Italian Organic Chemist Luigi Garlashelli claims he has recreated The Shroud of Turin, the legendary artifact of religious significance to several Catholics around the world. The legend behind the shroud is that the image of Jesus was burned into it as it wrapped his body after his crucifixion. Is Garlashelli offering up a final solution to the mystery of the shroud? Or is this ‘scientific proof’ veiled in ignorance?
Garlashelli has for many years worked to debunk several supernatural miracles connected to the Catholic church. From his attempt to disprove Stigmata to the San Gennaro Miracle and finally his attempt to debunk statues who weep blood. Garlashelli has made the claim that, using only methods available in the medieval era, he was able to recreate a (more or less) complete copy of The Shroud of Turin. His method began by wrapping one of his students in a shroud woven specifically for the experiment using a technique he suspected the original had been created. He then painted the cloth using non-synthetic paints in the shape of the student’s face, giving it a warped quality. After the image was painted, Garlashelli removed the shroud from his assistant and baked it in an oven (dubbed the “shroud machine” by faculty) for several hours. He then turned around and washed the paint off. The result bore a striking similarity to the Shroud of Turin.

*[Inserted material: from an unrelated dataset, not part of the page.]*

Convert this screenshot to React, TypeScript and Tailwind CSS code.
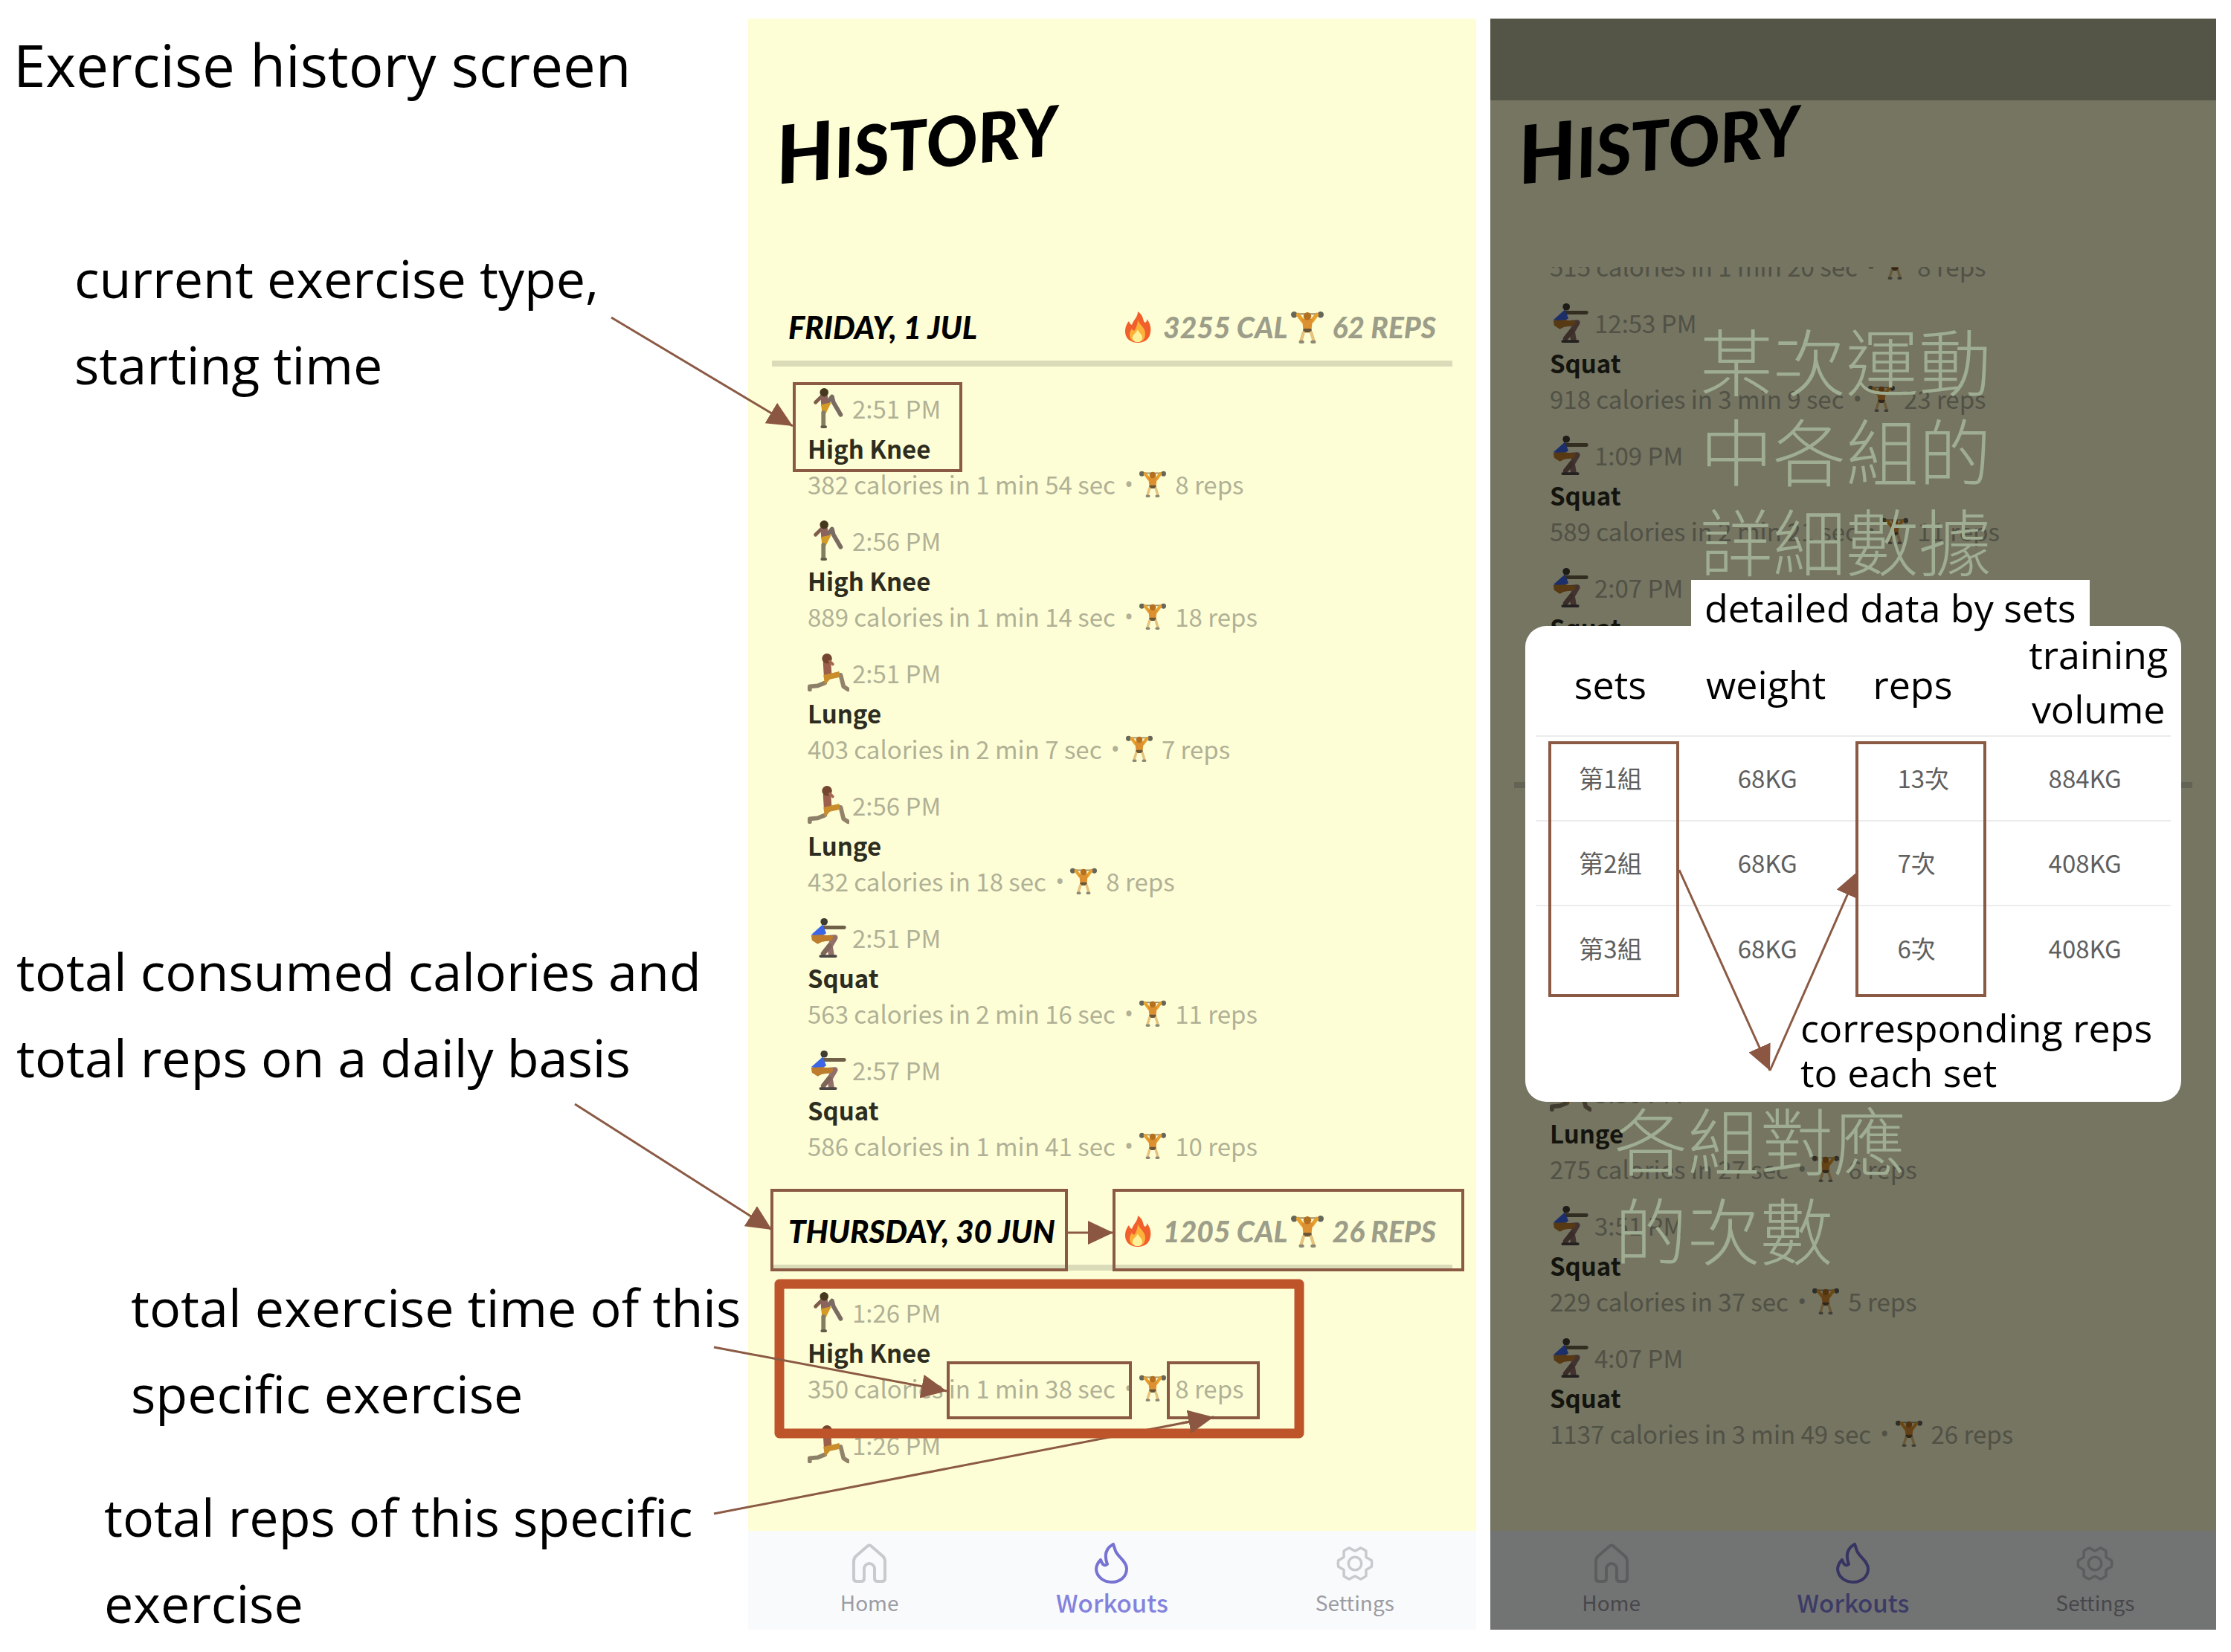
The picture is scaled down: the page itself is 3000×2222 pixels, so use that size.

But is it enough for the shroud to look the same? One of the incredible things about the shroud of Turin was the astounding accuracy the portrayal was of a human face. The shroud was scanned through computer imaging software and showed a distinct 3D image which could be directly transposed from the flat image, much in the same way a photograph can be turned into a 3D computer image. Though the Garlashelli image is a compelling reproduction (the most compelling thus far) the realm of science is not as easily swayed. And there are a number of hurdles for this reproduction to leap before the shroud is officially declared an “adequate” reproduction.
First, the original shroud was scrutinized under several microscopes where bloodstains were found to have soaked into it long before the image would have been painted. The blood was also analyzed, and found to be not only genuine, but human blood with an unusually high amount of bilirubin. While this was unknown until the past century, high levels of bilirubin are indicatative of either certain diseases, or severe scourging. The artist would have not only known about bilirubin, and its eventual detection, but would have gone through the effort of procuring affected blood.
The image on the shroud was a nude man, never depicted in medieval or subsequent pictures to represent Christ. To this day an image of a nude Jesus would be difficult to find, yet it is almost certain the Romans would not have allowed those crucified clothing. In this way a nude figure is more historically accurate than almost any other image of the time.
Finally, the nail marks on the shroud are located in the man’s wrists. In medieval as well as contemporary depictions of Jesus, nails are driven through the palms, although the grim reality is that holding a man up in such a location would result in tearing through the hand and dropping him.
Still, if these are all debunked somehow, and the shroud is indeed proven to be a sixteenth century fake as some radio carbon tests have indicated, does not being a symbol of hope for millions of people make it an artifact to be revered? Regardless of the religious implications, the object symbolizes something important to a great many. Pope John Paul the second probably said it best, “Before the shroud, how can we not think of the millions of people who die of hunger, of the horrors committed in the many wars that soak nations in blood, of the brutal exploitation of women and children, of the millions of human beings who live in hardship and humiliation on the edges of great cities, especially in developing countries?” In the mean time it is yet another mystery that continues to confound science and remain unexplainable.